Source: Renewables: A rising power, Financial Times, 8 Aug 2013 based on data from IHS Solar Demand Tracker

In its proposal, SRP repeats what many other utilities have already said, namely,

“The growing emphasis on energy efficiency and energy conservation and the increasing installations of distributed generation (primarily rooftop solar) reduces energy sales without a commensurate reduction in SRP’s fixed costs. It is important to understand that since SRP is a community-based, nonprofit utility and does not have stockholders, a disproportionate amount of these costs are currently being paid by other customers who do not have distributed generation.”

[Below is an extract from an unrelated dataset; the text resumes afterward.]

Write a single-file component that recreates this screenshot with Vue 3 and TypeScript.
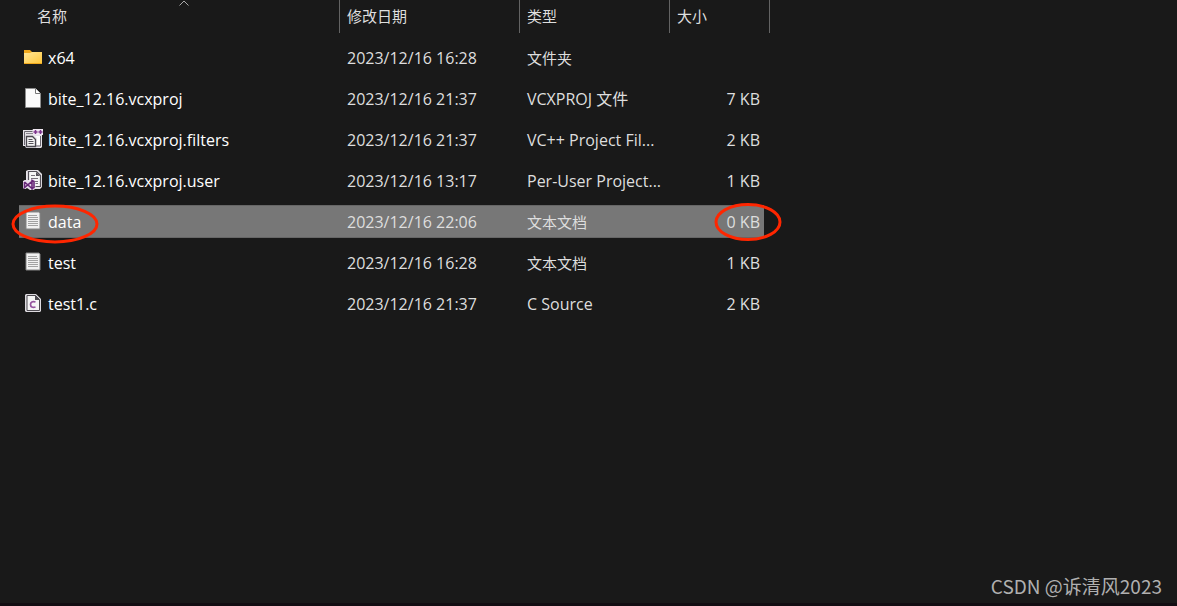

Fair enough. And perhaps SRP can get away with its proposal. Many utilities in other parts of the US and overseas, however, are caught in a no-man’s land, bound to abide by the prevailing net energy metering laws and unable, or in some cases forbidden to compete head-on with independent solar installers who are literally eating their lunch before their very eyes. The compromise reached in SC is notable in that it creates a level playing field for the incumbent utilities such as Duke to compete for a slice of the growing distributed generation pie.

 

One way to get around the problem is for IOUs to enter solar leasing business in someone else’s backyard, thus circumventing the local regulatory restrictions. A few US IOUs are already doing this by buying solar leasing companies in other states. This is among the reasons the current proceedings in NY and elsewhere is being followed with interest.

 

In many countries, the field is wide open in the sense that there are no prevailing net energy metering laws or feed-in-tariffs, and little or no regulations specifically prohibiting incumbent stakeholders to enter solar PV or energy service business. This offers an opportunity to establish a foothold before it is too late. There are lessons to be learned from US utilities who did not see the big solar PV game changer before the arrival of SolarCity and its lesser-known kin.